In these examples, you'll learn how to: (i) measure and fit correlation profiles across
whole genome sequences for viruses using mcorrViralGenome
and mcorr-viral-fit
,
(ii) measure and fit correlation profiles across single gene alignments
using mcorr-gene-aln
and mcorr-viral-fit
, as well as generate 95% bootstrap CIs
for the output parameters, and (iii) use mcorrLDGenome
to generate genome-wide maps of Pearson's r
for correlated substitutions.
For this example, we use the 191 sars-like coronaviruses we analyzed in our paper (link to preprint here), which were also used in the example of how to prepare viral sequences for use with viral-mcorr which you can find here. All of the alignment files are provided in this github repo. Before you begin, make sure you've installed viral-mcorr locally. Also download this repository onto your machine:
cd ~/Downloads
git clone clone https://github.com/kussell-lab/viral-mcorr_sl-cov_examples.git
cd viral-mcorr_sl-cov_examples
Here, we look at how to measure and fit correlation profiles across
whole genome sequences for viruses using mcorrViralGenome
and mcorr-viral-fit
.
Calculate correlation profiles across the aligned sars-like coronavirus sequences using the following commands:
mcorrViralGenome aligned_sl-cov/aligned_sl-cov.xmfa mvg_out/sl-cov_mvg_out
mcorr-viral-fit mvg_out/sl-cov_mvg_out.csv mvg_out/sl-cov_mvg
mcorrViralGenome
takes ~10 seconds and mcorr-viral-fit
takes ~5 seconds to run on a 2021 MacBook M1 with 16 GB RAM.
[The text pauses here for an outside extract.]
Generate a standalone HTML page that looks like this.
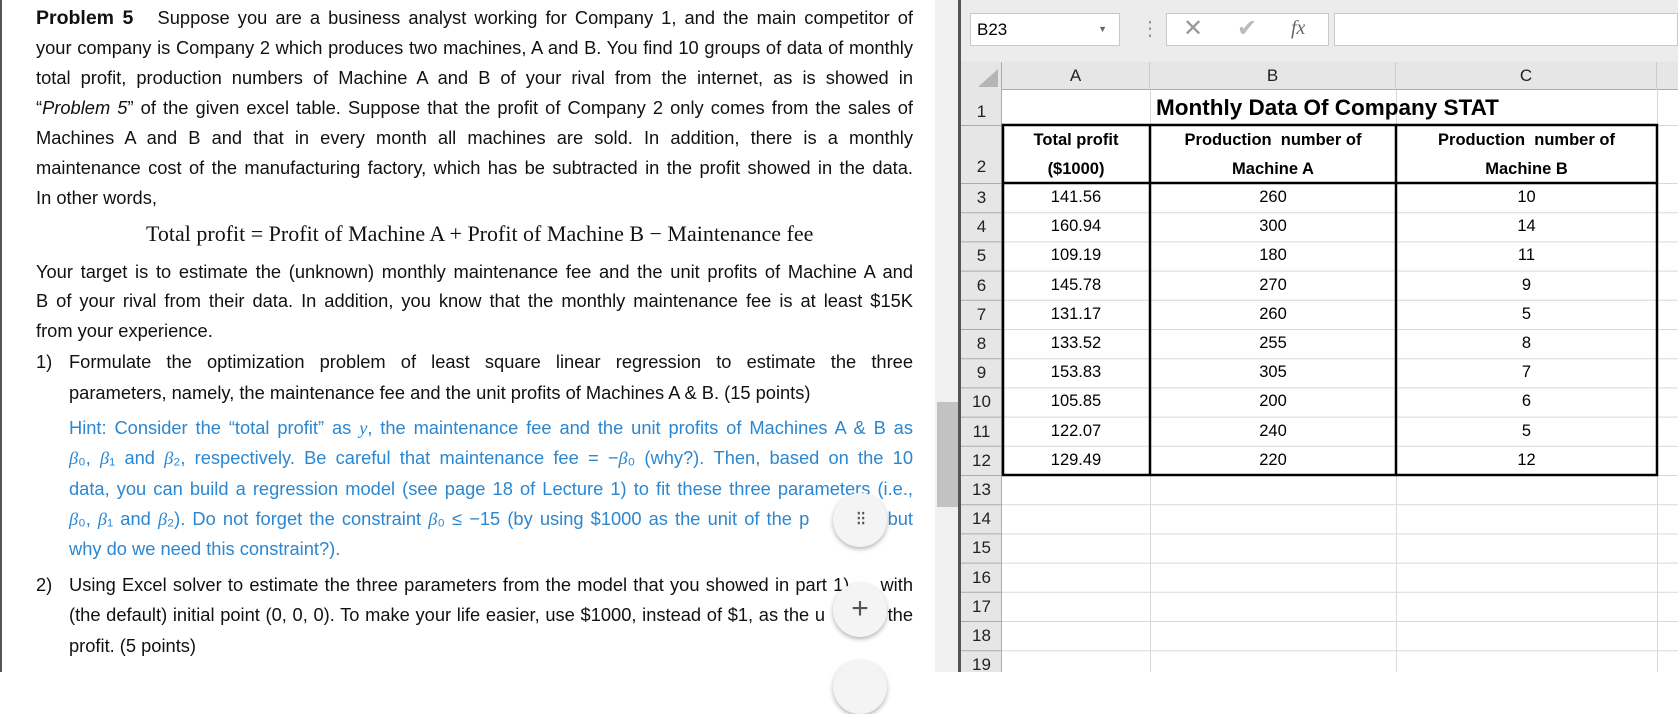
<!DOCTYPE html>
<html><head><meta charset="utf-8"><style>
*{margin:0;padding:0;box-sizing:border-box}
body{width:1678px;height:672px;overflow:hidden;background:#fff;position:relative;font-family:"Liberation Sans",sans-serif}
.a{position:absolute}
.doc{left:0;top:0;width:935px;height:672px;background:#fff;border-left:2px solid #555}
.ln{position:absolute;left:36px;width:877px;font-size:18.3px;line-height:30px;white-space:nowrap;color:#111;text-align:justify;text-align-last:justify}
.ln.nj{text-align-last:left}
.ind{left:69px;width:844px}
.blue{color:#2b87d1}
.m{font-family:"Liberation Serif",serif;font-style:italic}
.fab{position:absolute;width:54px;height:54px;border-radius:50%;background:#f4f4f4;box-shadow:0 2px 5px rgba(0,0,0,.3);color:#555;text-align:center;font-size:30px;line-height:52px}
.hdr{position:absolute;background:#e6e6e6;color:#222;font-size:17px;text-align:center}
.cell{position:absolute;text-align:center;font-size:16.5px;line-height:29px}
</style></head><body>
<div class="a doc"></div>
<div class="ln" style="top:3px"><b style="font-size:19.5px">Problem 5</b>&nbsp;&nbsp; Suppose you are a business analyst working for Company 1, and the main competitor of</div>
<div class="ln" style="top:33px">your company is Company 2 which produces two machines, A and B. You find 10 groups of data of monthly</div>
<div class="ln" style="top:63px">total profit, production numbers of Machine A and B of your rival from the internet, as is showed in</div>
<div class="ln" style="top:93px">“<i>Problem 5</i>” of the given excel table. Suppose that the profit of Company 2 only comes from the sales of</div>
<div class="ln" style="top:123px">Machines A and B and that in every month all machines are sold. In addition, there is a monthly</div>
<div class="ln" style="top:153px">maintenance cost of the manufacturing factory, which has be subtracted in the profit showed in the data.</div>
<div class="ln nj" style="top:183px">In other words,</div>
<div class="a" style="left:146px;top:219px;font-family:'Liberation Serif',serif;font-size:22px;line-height:30px;color:#111;white-space:nowrap">Total profit = Profit of Machine A + Profit of Machine B − Maintenance fee</div>
<div class="ln" style="top:257px">Your target is to estimate the (unknown) monthly maintenance fee and the unit profits of Machine A and</div>
<div class="ln" style="top:286px">B of your rival from their data. In addition, you know that the monthly maintenance fee is at least $15K</div>
<div class="ln nj" style="top:316px">from your experience.</div>
<div class="ln nj" style="top:347px;width:30px">1)</div>
<div class="ln ind" style="top:347px">Formulate the optimization problem of least square linear regression to estimate the three</div>
<div class="ln ind nj" style="top:378px">parameters, namely, the maintenance fee and the unit profits of Machines A &amp; B. (15 points)</div>
<div class="ln ind blue" style="top:413px">Hint: Consider the “total profit” as <span class="m">y</span>, the maintenance fee and the unit profits of Machines A &amp; B as</div>
<div class="ln ind blue" style="top:443px"><span class="m">β</span>₀, <span class="m">β</span>₁ and <span class="m">β</span>₂, respectively. Be careful that maintenance fee = −<span class="m">β</span>₀ (why?). Then, based on the 10</div>
<div class="ln ind blue" style="top:474px">data, you can build a regression model (see page 18 of Lecture 1) to fit these three parameters (i.e.,</div>
<div class="ln ind blue" style="top:504px"><span class="m">β</span>₀, <span class="m">β</span>₁ and <span class="m">β</span>₂). Do not forget the constraint <span class="m">β</span>₀ ≤ −15 (by using $1000 as the unit of the p&nbsp;&nbsp;&nbsp;&nbsp;&nbsp;&nbsp;&nbsp;&nbsp;&nbsp;&nbsp; but</div>
<div class="ln ind blue nj" style="top:534px">why do we need this constraint?).</div>
<div class="ln nj" style="top:570px;width:30px">2)</div>
<div class="ln ind" style="top:570px">Using Excel solver to estimate the three parameters from the model that you showed in part 1)&nbsp;&nbsp;&nbsp;&nbsp; with</div>
<div class="ln ind" style="top:600px">(the default) initial point (0, 0, 0). To make your life easier, use $1000, instead of $1, as the u&nbsp;&nbsp;&nbsp;&nbsp;&nbsp;&nbsp;&nbsp;&nbsp;&nbsp;&nbsp; the</div>
<div class="ln ind nj" style="top:631px">profit. (5 points)</div>
<div class="fab" style="left:833px;top:493px;font-size:20px;letter-spacing:-2px">⁝⁝</div>
<div class="fab" style="left:833px;top:583px">+</div>
<div class="fab" style="left:833px;top:660px"></div>

<div class="a" style="left:935px;top:0;width:743px;height:672px;background:#f0f0f0"></div>
<div class="a" style="left:937px;top:402px;width:21px;height:105px;background:#c2c2c2"></div>
<div class="a" style="left:958px;top:0;width:3px;height:672px;background:#555"></div>
<div class="a" style="left:961px;top:0;width:717px;height:62px;background:#ececec"></div>
<div class="a" style="left:970px;top:13px;width:150px;height:33px;background:#fff;border:1px solid #c8c8c8;font-size:17px;line-height:31px;padding-left:6px">B23<span style="position:absolute;right:12px;top:0;font-size:9px;color:#666">▼</span></div>
<div class="a" style="left:1140px;top:14px;color:#999;font-size:20px;line-height:30px">⋮</div>
<div class="a" style="left:1166px;top:13px;width:163px;height:33px;background:#fff;border:1px solid #c8c8c8"></div>
<div class="a" style="left:1183px;top:12px;color:#999;font-size:24px;line-height:33px">✕</div>
<div class="a" style="left:1237px;top:12px;color:#bbb;font-size:24px;line-height:33px">✔</div>
<div class="a" style="left:1291px;top:13px;color:#666;font-size:20px;line-height:31px;font-family:'Liberation Serif',serif;font-style:italic">fx</div>
<div class="a" style="left:1334px;top:13px;width:344px;height:33px;background:#fff;border:1px solid #c8c8c8"></div>
<div class="a" style="left:1002px;top:90px;width:676px;height:582px;background:#fff"></div>
<div class="hdr" style="left:961px;top:62px;width:717px;height:28px;border-bottom:1px solid #ababab"></div>
<div class="hdr" style="left:961px;top:62px;width:41px;height:610px;border-right:1px solid #ababab"></div>
<div class="a" style="left:978px;top:69px;width:0;height:0;border-left:20px solid transparent;border-bottom:18px solid #b5b5b5"></div>
<div class="hdr" style="left:1002px;top:62px;width:148px;height:28px;line-height:28px;border-right:1px solid #ccc;background:none">A</div>
<div class="hdr" style="left:1150px;top:62px;width:246px;height:28px;line-height:28px;border-right:1px solid #ccc;background:none">B</div>
<div class="hdr" style="left:1396px;top:62px;width:261px;height:28px;line-height:28px;border-right:1px solid #ccc;background:none">C</div>
<svg class="a" style="left:961px;top:90px" width="717" height="582">
<g stroke="#d9d9d9" stroke-width="1">
<line x1="41" y1="35.5" x2="717" y2="35.5"/><line x1="41" y1="93.5" x2="717" y2="93.5"/>
<line x1="189.5" y1="0" x2="189.5" y2="582"/><line x1="435.5" y1="0" x2="435.5" y2="582"/><line x1="696.5" y1="0" x2="696.5" y2="582"/>
<line x1="41" y1="122.7" x2="717" y2="122.7"/><line x1="41" y1="151.9" x2="717" y2="151.9"/><line x1="41" y1="181.1" x2="717" y2="181.1"/><line x1="41" y1="210.3" x2="717" y2="210.3"/><line x1="41" y1="239.5" x2="717" y2="239.5"/><line x1="41" y1="268.7" x2="717" y2="268.7"/><line x1="41" y1="297.9" x2="717" y2="297.9"/><line x1="41" y1="327.1" x2="717" y2="327.1"/><line x1="41" y1="356.3" x2="717" y2="356.3"/><line x1="41" y1="385.5" x2="717" y2="385.5"/><line x1="41" y1="414.7" x2="717" y2="414.7"/><line x1="41" y1="443.9" x2="717" y2="443.9"/><line x1="41" y1="473.1" x2="717" y2="473.1"/><line x1="41" y1="502.3" x2="717" y2="502.3"/><line x1="41" y1="531.5" x2="717" y2="531.5"/><line x1="41" y1="560.7" x2="717" y2="560.7"/>
</g>
<g stroke="#ababab"><line x1="0" y1="35.5" x2="41" y2="35.5"/><line x1="0" y1="93.5" x2="41" y2="93.5"/>
<line x1="0" y1="122.7" x2="41" y2="122.7"/><line x1="0" y1="151.9" x2="41" y2="151.9"/><line x1="0" y1="181.1" x2="41" y2="181.1"/><line x1="0" y1="210.3" x2="41" y2="210.3"/><line x1="0" y1="239.5" x2="41" y2="239.5"/><line x1="0" y1="268.7" x2="41" y2="268.7"/><line x1="0" y1="297.9" x2="41" y2="297.9"/><line x1="0" y1="327.1" x2="41" y2="327.1"/><line x1="0" y1="356.3" x2="41" y2="356.3"/><line x1="0" y1="385.5" x2="41" y2="385.5"/><line x1="0" y1="414.7" x2="41" y2="414.7"/><line x1="0" y1="443.9" x2="41" y2="443.9"/><line x1="0" y1="473.1" x2="41" y2="473.1"/><line x1="0" y1="502.3" x2="41" y2="502.3"/><line x1="0" y1="531.5" x2="41" y2="531.5"/><line x1="0" y1="560.7" x2="41" y2="560.7"/></g>
<g stroke="#000" stroke-width="2.5" fill="none">
<rect x="42" y="35" width="654" height="350"/>
<line x1="41" y1="93" x2="697" y2="93"/>
<line x1="189" y1="35" x2="189" y2="385"/><line x1="435" y1="35" x2="435" y2="385"/>
</g>
</svg>
<div class="a" style="left:961px;top:90px;width:41px;font-size:17px;color:#222;text-align:center">
<div style="height:35px;line-height:44px">1</div>
<div style="height:58px;line-height:84px">2</div>
<div style="line-height:29.2px">3<br>4<br>5<br>6<br>7<br>8<br>9<br>10<br>11<br>12<br>13<br>14<br>15<br>16<br>17<br>18<br>19</div>
</div>
<div class="a" style="left:1156px;top:90px;font-size:22.5px;font-weight:bold;line-height:35px;white-space:nowrap">Monthly Data Of Company STAT</div>
<div class="cell" style="left:1002px;top:126px;width:148px;font-weight:bold">Total profit<br>($1000)</div>
<div class="cell" style="left:1150px;top:126px;width:246px;font-weight:bold">Production&nbsp; number of<br>Machine A</div>
<div class="cell" style="left:1396px;top:126px;width:261px;font-weight:bold">Production&nbsp; number of<br>Machine B</div>
<div class="cell" style="left:1002px;top:183px;width:148px;line-height:29.2px">141.56<br>160.94<br>109.19<br>145.78<br>131.17<br>133.52<br>153.83<br>105.85<br>122.07<br>129.49</div>
<div class="cell" style="left:1150px;top:183px;width:246px;line-height:29.2px">260<br>300<br>180<br>270<br>260<br>255<br>305<br>200<br>240<br>220</div>
<div class="cell" style="left:1396px;top:183px;width:261px;line-height:29.2px">10<br>14<br>11<br>9<br>5<br>8<br>7<br>6<br>5<br>12</div>
</body></html>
What your outputs should look like are in the subdirectory mvg_out
.
The main results can be found in the following files:
sl-cov_mvg_template-switch_best_fit.svg
andsl-cov_zero-recombo_best_fit.svg
show the plots of the correlation profile and fitting for the template-switching recombination model and for the zero recombination casesl-cov_comparemodels.csv
shows the table of fitted parameters for all recombination models (template-switching, fragment-incorporation, and zero-recombination) and AIC values
Here we look at how to measure and fit correlation profiles across single gene alignments
using mcorr-gene-aln
and mcorr-viral-fit
, as well as generate 95% bootstrap CIs
for inferred evolutionary parameters. This works with xmfa files for single genes.
For this example, let's use the spike protein from our sars-like coronavirus alignment (the CDS region spanning positions 21563 to 25384).
Calculate a correlation profile across the spike protein using the following commands:
mcorr-gene-aln aligned_sl-cov/genes/cds-YP_009724390.1_21563+25384.xmfa mga_out/spike_mga_out --show-progress
mcorr-viral-fit mga_out/spike_mga_out.csv mga_out/spike_mga
mcorr-gene-aln
takes ~20 minutes (using the default number of bootstraps)
and mcorr-viral-fit
takes ~30 seconds to run on a 2021 MacBook M1 with 16 GB RAM.
What your outputs should look like are in the subdirectory mga_out
.
The main results can be found in the following files:
spike_mga_template-switch_best_fit.svg
andspike_mga_zero-recombo_best_fit.svg
show the plots of the correlation profile and fitting for the template-switching recombination model and for the zero recombination casespike_mga_comparemodels.csv
shows the table of fitted parameters for all recombination models (template-switching, fragment-incorporation, and zero-recombination) and AIC valuesspike_mga_template-switch_fit_report.txt
gives 95% bootstrap CIs for the parameters generated by fitting bootstrap replicates with the template-switching model. Note: using the default 'template-switching' option, fbar is actually the genome size L, hence this parameter is fixed for all bootstraps.
Here, we look at using mcorrLDGenome
to measure correlations between specific genomic sites across viral genomes.
First, use mcorrLDGenome
to calculate the joint probability of a difference at two sites and the probability of a difference
at a single site for each genomic position in the aligned sars-like coronavirus whole genome sequences:
mcorrLDGenome aligned_sl-cov/aligned_sl-cov.xmfa mcorrLD_out/sl-cov_ld_genome_out
This took ~8 minutes to run on a 2021 MacBook M1 with 16 GB of RAM. The output file is sl-cov_ld_genome_out.csv
should be around 3.5 GB in size which, even compressed is a bit too large to store in this repo. You can then use the jupyter notebook pcc_example.ipynb
to make a visual map of Pearson's correlation coefficient
for synonymous substitutions across the sars-like coronavirus genome. The final output should look like the png file shown in the subdirectory mcorrLD_out.
The jupyter notebook takes ~10 minutes to run (again on a 2021 MacBook M1 w/ 16 GB of RAM)
Note on jupyter notebooks: If you haven't worked with a jupyter notebook before, see this guide to get started. Alternatively you can try to run the jupyter notebook using Google Colab.